## Description of the task
In the material below, find every line with "styles" and pull it out.

[Begin Data]

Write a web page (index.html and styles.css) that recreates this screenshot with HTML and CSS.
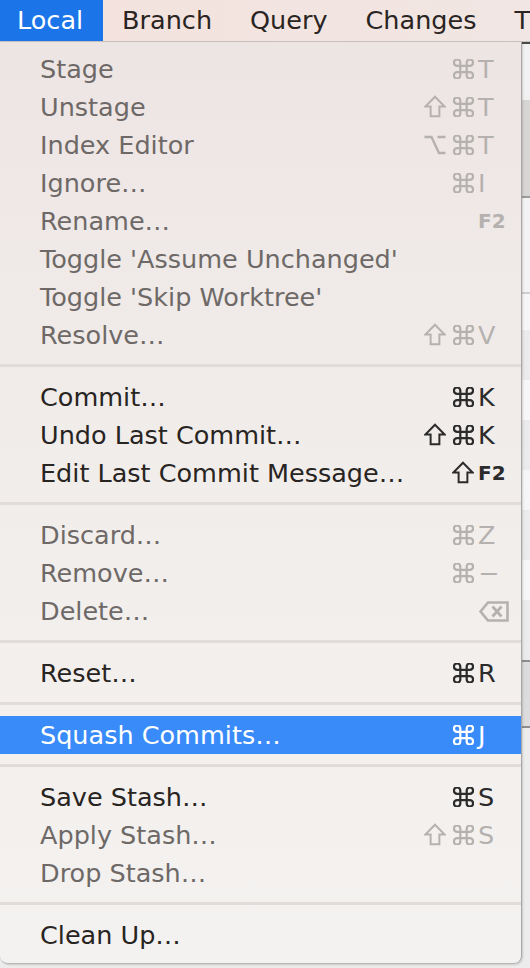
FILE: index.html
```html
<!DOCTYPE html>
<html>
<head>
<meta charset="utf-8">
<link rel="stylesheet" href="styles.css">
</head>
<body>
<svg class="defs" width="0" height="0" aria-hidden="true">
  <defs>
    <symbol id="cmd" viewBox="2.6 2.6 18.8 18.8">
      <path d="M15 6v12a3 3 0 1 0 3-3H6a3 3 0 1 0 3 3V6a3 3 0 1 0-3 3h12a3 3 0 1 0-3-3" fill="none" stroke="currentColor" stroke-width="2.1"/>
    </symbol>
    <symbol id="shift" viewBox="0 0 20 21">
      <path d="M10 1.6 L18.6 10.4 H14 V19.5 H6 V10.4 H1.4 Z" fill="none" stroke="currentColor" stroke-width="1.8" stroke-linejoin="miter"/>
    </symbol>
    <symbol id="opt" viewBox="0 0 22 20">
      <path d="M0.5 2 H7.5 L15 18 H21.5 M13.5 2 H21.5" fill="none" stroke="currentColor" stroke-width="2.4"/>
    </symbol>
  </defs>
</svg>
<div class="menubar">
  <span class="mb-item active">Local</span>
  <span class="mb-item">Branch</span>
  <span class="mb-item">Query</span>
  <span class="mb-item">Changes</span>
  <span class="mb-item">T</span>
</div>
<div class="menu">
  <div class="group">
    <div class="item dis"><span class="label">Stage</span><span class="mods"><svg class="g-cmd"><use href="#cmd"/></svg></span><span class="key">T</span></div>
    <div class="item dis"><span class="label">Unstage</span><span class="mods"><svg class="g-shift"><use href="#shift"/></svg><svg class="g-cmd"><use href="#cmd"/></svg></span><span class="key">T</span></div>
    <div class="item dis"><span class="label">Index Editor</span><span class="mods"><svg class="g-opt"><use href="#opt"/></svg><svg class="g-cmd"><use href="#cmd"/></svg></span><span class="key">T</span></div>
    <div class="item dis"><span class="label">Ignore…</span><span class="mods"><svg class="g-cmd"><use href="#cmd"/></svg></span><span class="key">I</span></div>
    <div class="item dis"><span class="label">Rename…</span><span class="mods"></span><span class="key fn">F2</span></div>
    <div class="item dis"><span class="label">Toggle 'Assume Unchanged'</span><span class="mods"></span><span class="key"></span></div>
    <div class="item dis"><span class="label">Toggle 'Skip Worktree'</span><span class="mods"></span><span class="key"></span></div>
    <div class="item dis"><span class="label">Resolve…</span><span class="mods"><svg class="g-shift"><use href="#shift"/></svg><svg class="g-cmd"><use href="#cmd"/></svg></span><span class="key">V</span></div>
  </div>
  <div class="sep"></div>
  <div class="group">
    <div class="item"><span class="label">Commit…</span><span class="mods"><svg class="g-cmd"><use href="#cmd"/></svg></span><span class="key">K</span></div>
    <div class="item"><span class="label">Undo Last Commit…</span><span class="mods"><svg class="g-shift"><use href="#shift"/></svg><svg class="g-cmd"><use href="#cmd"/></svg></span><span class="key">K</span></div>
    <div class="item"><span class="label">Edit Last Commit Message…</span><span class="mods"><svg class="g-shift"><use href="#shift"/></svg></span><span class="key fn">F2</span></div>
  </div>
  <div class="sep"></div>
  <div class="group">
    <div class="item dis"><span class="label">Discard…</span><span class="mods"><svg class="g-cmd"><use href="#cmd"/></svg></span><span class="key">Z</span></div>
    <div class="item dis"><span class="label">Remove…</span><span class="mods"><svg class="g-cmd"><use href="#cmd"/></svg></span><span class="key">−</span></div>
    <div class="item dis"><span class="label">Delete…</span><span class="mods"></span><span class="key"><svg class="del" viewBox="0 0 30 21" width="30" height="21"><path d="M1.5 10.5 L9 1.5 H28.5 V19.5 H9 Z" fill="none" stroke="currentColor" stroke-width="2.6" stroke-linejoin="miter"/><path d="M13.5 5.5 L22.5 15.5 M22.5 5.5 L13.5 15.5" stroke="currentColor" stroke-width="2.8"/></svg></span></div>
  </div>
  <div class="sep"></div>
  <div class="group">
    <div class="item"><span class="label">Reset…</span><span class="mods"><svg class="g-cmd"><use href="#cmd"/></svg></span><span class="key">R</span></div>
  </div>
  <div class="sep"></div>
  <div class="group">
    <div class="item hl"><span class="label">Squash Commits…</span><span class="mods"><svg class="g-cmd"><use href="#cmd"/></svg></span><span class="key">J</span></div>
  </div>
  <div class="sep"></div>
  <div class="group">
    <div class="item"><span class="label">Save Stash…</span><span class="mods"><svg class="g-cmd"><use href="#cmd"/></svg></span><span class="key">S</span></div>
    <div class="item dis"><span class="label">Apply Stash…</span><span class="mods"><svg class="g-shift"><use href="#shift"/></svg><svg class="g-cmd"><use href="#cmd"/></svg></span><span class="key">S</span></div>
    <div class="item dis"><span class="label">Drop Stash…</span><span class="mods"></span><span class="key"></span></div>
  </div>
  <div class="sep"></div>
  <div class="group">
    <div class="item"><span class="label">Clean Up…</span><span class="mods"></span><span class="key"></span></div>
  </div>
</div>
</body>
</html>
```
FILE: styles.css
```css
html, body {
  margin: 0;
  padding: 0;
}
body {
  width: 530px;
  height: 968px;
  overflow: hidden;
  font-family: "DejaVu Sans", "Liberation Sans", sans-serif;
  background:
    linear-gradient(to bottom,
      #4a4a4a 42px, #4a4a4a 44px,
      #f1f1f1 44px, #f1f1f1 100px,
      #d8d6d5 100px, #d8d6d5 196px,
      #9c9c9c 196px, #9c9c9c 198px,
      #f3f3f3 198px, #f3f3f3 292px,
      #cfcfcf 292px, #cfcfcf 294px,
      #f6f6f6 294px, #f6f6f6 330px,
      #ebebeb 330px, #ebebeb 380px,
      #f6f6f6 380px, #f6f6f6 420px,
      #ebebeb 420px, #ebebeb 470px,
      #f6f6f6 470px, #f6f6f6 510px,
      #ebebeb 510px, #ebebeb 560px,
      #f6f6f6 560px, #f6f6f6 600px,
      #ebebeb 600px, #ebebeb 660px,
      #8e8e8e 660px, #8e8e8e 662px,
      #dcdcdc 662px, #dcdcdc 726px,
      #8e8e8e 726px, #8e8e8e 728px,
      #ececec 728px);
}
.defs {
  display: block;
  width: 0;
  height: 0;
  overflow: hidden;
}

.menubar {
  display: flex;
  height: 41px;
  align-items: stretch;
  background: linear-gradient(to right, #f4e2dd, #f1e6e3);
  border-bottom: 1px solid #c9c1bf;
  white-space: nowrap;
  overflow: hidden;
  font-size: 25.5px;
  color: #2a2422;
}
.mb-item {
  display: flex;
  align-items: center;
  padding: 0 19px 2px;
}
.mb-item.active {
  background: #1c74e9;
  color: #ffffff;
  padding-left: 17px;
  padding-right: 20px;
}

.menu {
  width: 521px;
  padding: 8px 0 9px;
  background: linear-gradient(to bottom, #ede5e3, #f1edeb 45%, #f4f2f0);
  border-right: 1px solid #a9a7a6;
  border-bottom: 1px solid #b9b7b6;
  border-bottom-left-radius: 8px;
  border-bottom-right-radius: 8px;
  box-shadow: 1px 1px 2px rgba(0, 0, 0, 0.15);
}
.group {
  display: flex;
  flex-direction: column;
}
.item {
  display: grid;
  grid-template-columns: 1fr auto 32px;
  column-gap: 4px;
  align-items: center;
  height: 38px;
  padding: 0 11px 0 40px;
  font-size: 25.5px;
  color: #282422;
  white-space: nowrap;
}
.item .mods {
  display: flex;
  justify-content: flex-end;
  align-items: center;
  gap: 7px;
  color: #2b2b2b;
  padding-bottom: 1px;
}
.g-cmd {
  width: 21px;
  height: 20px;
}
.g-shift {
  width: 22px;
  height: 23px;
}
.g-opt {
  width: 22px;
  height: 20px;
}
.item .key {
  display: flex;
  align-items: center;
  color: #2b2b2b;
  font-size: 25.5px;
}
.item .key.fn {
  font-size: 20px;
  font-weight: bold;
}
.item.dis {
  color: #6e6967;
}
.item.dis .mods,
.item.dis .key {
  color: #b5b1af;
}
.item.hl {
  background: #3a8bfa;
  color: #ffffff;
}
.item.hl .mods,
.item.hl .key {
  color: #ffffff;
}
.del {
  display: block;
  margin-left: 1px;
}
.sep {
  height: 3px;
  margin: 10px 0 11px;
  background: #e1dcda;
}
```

[End Data]

## Task response
Write a web page (index.html and styles.css) that recreates this screenshot with HTML and CSS.
<link rel="stylesheet" href="styles.css">
FILE: styles.css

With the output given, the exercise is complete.